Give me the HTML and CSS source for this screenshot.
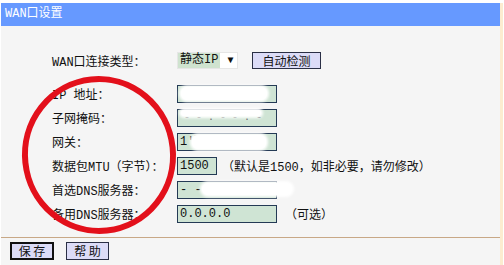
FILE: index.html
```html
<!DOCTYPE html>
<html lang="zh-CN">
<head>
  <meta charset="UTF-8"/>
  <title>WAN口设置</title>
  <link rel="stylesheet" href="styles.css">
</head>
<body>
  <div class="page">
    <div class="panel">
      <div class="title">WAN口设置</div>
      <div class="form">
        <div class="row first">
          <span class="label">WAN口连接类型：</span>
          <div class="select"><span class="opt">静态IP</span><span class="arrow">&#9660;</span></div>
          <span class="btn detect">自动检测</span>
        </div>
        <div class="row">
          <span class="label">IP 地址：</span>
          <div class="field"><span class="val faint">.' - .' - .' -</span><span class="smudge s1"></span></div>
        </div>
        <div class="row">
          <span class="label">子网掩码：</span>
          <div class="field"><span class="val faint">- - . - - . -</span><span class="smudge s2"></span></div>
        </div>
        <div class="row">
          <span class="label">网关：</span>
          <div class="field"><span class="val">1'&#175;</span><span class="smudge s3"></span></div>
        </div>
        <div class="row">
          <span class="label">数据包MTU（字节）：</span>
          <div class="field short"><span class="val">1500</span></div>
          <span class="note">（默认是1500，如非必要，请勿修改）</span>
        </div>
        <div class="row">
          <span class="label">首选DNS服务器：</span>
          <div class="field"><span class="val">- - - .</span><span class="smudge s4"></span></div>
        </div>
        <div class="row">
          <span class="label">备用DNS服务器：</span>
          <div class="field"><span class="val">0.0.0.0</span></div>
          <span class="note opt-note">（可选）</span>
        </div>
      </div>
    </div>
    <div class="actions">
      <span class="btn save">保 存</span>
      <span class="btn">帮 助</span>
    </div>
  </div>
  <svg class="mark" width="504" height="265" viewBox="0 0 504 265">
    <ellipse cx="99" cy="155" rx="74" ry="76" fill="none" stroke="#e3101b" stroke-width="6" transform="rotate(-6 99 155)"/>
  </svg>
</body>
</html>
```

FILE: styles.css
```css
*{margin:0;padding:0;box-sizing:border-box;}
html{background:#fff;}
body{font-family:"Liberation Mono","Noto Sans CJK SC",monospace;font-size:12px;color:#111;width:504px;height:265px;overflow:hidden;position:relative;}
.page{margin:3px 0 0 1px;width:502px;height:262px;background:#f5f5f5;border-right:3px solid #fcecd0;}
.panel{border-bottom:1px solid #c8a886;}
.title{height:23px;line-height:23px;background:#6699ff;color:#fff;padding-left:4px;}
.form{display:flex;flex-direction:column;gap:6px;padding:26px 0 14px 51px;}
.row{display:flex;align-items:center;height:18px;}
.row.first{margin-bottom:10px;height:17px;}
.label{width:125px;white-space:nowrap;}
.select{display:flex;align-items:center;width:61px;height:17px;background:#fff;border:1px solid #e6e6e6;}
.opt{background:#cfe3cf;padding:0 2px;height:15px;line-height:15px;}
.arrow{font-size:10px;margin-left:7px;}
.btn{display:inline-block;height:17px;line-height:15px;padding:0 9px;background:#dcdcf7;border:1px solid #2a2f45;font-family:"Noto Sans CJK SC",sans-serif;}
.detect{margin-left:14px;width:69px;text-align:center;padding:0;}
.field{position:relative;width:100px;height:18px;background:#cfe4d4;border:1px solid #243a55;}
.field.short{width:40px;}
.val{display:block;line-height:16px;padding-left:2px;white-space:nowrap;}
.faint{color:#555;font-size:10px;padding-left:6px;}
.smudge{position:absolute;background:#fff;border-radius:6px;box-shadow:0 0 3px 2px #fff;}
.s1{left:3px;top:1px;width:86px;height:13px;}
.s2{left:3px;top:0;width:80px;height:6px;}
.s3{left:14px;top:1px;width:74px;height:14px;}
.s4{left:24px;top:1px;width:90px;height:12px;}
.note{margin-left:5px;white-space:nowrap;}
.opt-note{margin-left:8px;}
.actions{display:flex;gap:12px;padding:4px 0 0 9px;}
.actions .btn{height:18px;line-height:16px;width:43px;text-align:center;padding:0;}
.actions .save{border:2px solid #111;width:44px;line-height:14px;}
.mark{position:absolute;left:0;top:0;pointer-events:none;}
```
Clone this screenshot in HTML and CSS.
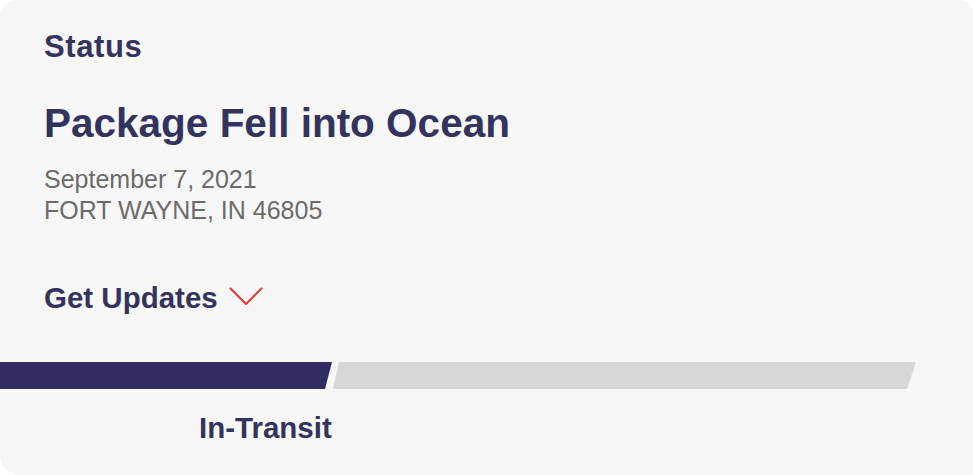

------------------------------------

Short problem - Retype the records exactly. Any image in them should not appear in what you write.

Solution for this problem -
Give me the HTML and CSS source for this screenshot.
FILE: index.html
```html
<!DOCTYPE html>
<html lang="zh-CN">
<head>
  <meta charset="UTF-8"/>
  <title>WAN口设置</title>
  <link rel="stylesheet" href="styles.css">
</head>
<body>
  <div class="page">
    <div class="panel">
      <div class="title">WAN口设置</div>
      <div class="form">
        <div class="row first">
          <span class="label">WAN口连接类型：</span>
          <div class="select"><span class="opt">静态IP</span><span class="arrow">&#9660;</span></div>
          <span class="btn detect">自动检测</span>
        </div>
        <div class="row">
          <span class="label">IP 地址：</span>
          <div class="field"><span class="val faint">.' - .' - .' -</span><span class="smudge s1"></span></div>
        </div>
        <div class="row">
          <span class="label">子网掩码：</span>
          <div class="field"><span class="val faint">- - . - - . -</span><span class="smudge s2"></span></div>
        </div>
        <div class="row">
          <span class="label">网关：</span>
          <div class="field"><span class="val">1'&#175;</span><span class="smudge s3"></span></div>
        </div>
        <div class="row">
          <span class="label">数据包MTU（字节）：</span>
          <div class="field short"><span class="val">1500</span></div>
          <span class="note">（默认是1500，如非必要，请勿修改）</span>
        </div>
        <div class="row">
          <span class="label">首选DNS服务器：</span>
          <div class="field"><span class="val">- - - .</span><span class="smudge s4"></span></div>
        </div>
        <div class="row">
          <span class="label">备用DNS服务器：</span>
          <div class="field"><span class="val">0.0.0.0</span></div>
          <span class="note opt-note">（可选）</span>
        </div>
      </div>
    </div>
    <div class="actions">
      <span class="btn save">保 存</span>
      <span class="btn">帮 助</span>
    </div>
  </div>
  <svg class="mark" width="504" height="265" viewBox="0 0 504 265">
    <ellipse cx="99" cy="155" rx="74" ry="76" fill="none" stroke="#e3101b" stroke-width="6" transform="rotate(-6 99 155)"/>
  </svg>
</body>
</html>
```

FILE: styles.css
```css
*{margin:0;padding:0;box-sizing:border-box;}
html{background:#fff;}
body{font-family:"Liberation Mono","Noto Sans CJK SC",monospace;font-size:12px;color:#111;width:504px;height:265px;overflow:hidden;position:relative;}
.page{margin:3px 0 0 1px;width:502px;height:262px;background:#f5f5f5;border-right:3px solid #fcecd0;}
.panel{border-bottom:1px solid #c8a886;}
.title{height:23px;line-height:23px;background:#6699ff;color:#fff;padding-left:4px;}
.form{display:flex;flex-direction:column;gap:6px;padding:26px 0 14px 51px;}
.row{display:flex;align-items:center;height:18px;}
.row.first{margin-bottom:10px;height:17px;}
.label{width:125px;white-space:nowrap;}
.select{display:flex;align-items:center;width:61px;height:17px;background:#fff;border:1px solid #e6e6e6;}
.opt{background:#cfe3cf;padding:0 2px;height:15px;line-height:15px;}
.arrow{font-size:10px;margin-left:7px;}
.btn{display:inline-block;height:17px;line-height:15px;padding:0 9px;background:#dcdcf7;border:1px solid #2a2f45;font-family:"Noto Sans CJK SC",sans-serif;}
.detect{margin-left:14px;width:69px;text-align:center;padding:0;}
.field{position:relative;width:100px;height:18px;background:#cfe4d4;border:1px solid #243a55;}
.field.short{width:40px;}
.val{display:block;line-height:16px;padding-left:2px;white-space:nowrap;}
.faint{color:#555;font-size:10px;padding-left:6px;}
.smudge{position:absolute;background:#fff;border-radius:6px;box-shadow:0 0 3px 2px #fff;}
.s1{left:3px;top:1px;width:86px;height:13px;}
.s2{left:3px;top:0;width:80px;height:6px;}
.s3{left:14px;top:1px;width:74px;height:14px;}
.s4{left:24px;top:1px;width:90px;height:12px;}
.note{margin-left:5px;white-space:nowrap;}
.opt-note{margin-left:8px;}
.actions{display:flex;gap:12px;padding:4px 0 0 9px;}
.actions .btn{height:18px;line-height:16px;width:43px;text-align:center;padding:0;}
.actions .save{border:2px solid #111;width:44px;line-height:14px;}
.mark{position:absolute;left:0;top:0;pointer-events:none;}
```
Clone this screenshot in HTML and CSS.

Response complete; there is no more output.